As for comparing with chess, I wouldn't say that the rating of the grand master is precisely "stagnating" (nor the game itself), but rather that it is stable: it is almost impossible for a chess player to perform 100 points below his rating: for instance for Kasparov it would mean playing like a lower player of the top 10, which never happened since he barely ever lost against such players (similar for #2 and #3 Kramnik and Anand) ; for a player of the top 10 it would mean playing like a lower of top 100, which almost never happens.
Still, interestingly, we can see that ratings can change fast considering the youngster Bacrot gained 70 points in one year, or older players like the veteran Korchnoi droping from top 20 to out of the top 100 (in 5 years).

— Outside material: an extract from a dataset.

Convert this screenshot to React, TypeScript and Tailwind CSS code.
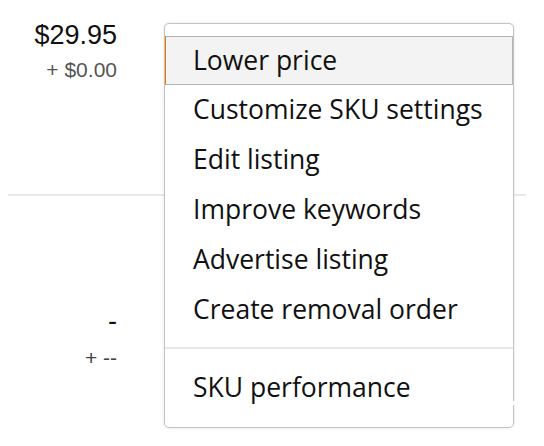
import React from "react";

const items = [
  "Customize SKU settings",
  "Edit listing",
  "Improve keywords",
  "Advertise listing",
  "Create removal order",
];

export default function App() {
  return (
    <div className="relative w-[544px] h-[446px] bg-white overflow-hidden font-['Liberation_Sans',Arial,sans-serif]">
      {/* table body behind the menu */}
      <div className="flex flex-col">
        <div className="w-[117px] pt-[19px] flex flex-col items-end">
          <div className="text-[27px] leading-[32px] text-[#111]">$29.95</div>
          <div className="mt-[7px] text-[21px] leading-[24px] text-[#555]">+ $0.00</div>
        </div>
        <div className="ml-[8px] mt-[112px] w-[518px] h-[2px] bg-[#e8e8e8]" />
        <div className="w-[117px] pt-[109px] flex flex-col items-end">
          <div className="text-[27px] leading-[32px] text-[#111]">-</div>
          <div className="mt-[9px] text-[21px] leading-[24px] text-[#444]">+ --</div>
        </div>
      </div>

      {/* dropdown menu */}
      <div className="absolute left-[164px] top-[23px] w-[350px] h-[405px] bg-white border border-[#c4c4c4] rounded-[5px] shadow-[0_0_3px_rgba(0,0,0,0.12)] pt-[12px] font-['Open_Sans','Noto_Sans',sans-serif] text-[26.5px] text-[#111]">
        <div className="h-[49px] flex items-center bg-[#f3f3f3] border border-[#b4b4b4] border-l-[#e77600] pl-[27px]">
          Lower price
        </div>
        {items.map((t) => (
          <div key={t} className="h-[50px] flex items-center pl-[28px]">
            {t}
          </div>
        ))}
        <div className="mt-[12px] h-[2px] bg-[#e8e8e8]" />
        <div className="mt-[14px] h-[50px] flex items-center pl-[28px]">SKU performance</div>
      </div>

      {/* small white notch over the menu's right edge */}
      <div className="absolute left-[511px] top-[401px] w-[14px] h-[4px] bg-white" />
    </div>
  );
}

Now comparing to ProGoR ratings, 100 ELO = 40 ProGoR for equal win expectancy: the surprise is that jumps of 40 ProGoR are not uncommon for Go Players (Yi Ch'ang-ho -50 in 1998, Cho Chikun +40 in 2002, Nie Wieping -50 in 2 years, Kobayashi Koichi -64 in 2001, Ma Xiaochun -90 in 3 years, O Rissei -42 in 2 years, Gu Li -30 in 2003, +65 in 2004, and so on... - I love numbers :-)) - this could have been because ProGoR change faster, but as you said, there is a higher number of games, so it should be a real change of strength (or some other explanation). This means that the Cho Chikun of 2002 had 2/3 chances of winning against the Cho Chikun of 2001 (equivalent to 100 ELO), a dramatic change of strength (compared to chess players).
Or maybe there is another factors, but the interesting thing (to me :-)) is that those big yearly changes are bigger than the difference of strength of top players (-45 means playing like a #18 player for Yi Ch'ang-ho, that is like Cho Hun-hyeon). The beauty of that being that Holigor rating is likely as good as ProGoR rating :-)
HolIgor: Chess has draws also. In go Yi Chang-ho wins about 75% of his games. He loses one game in 4 too. In go Yamashita Keigo lost 8 games in a row. This is impossible in chess.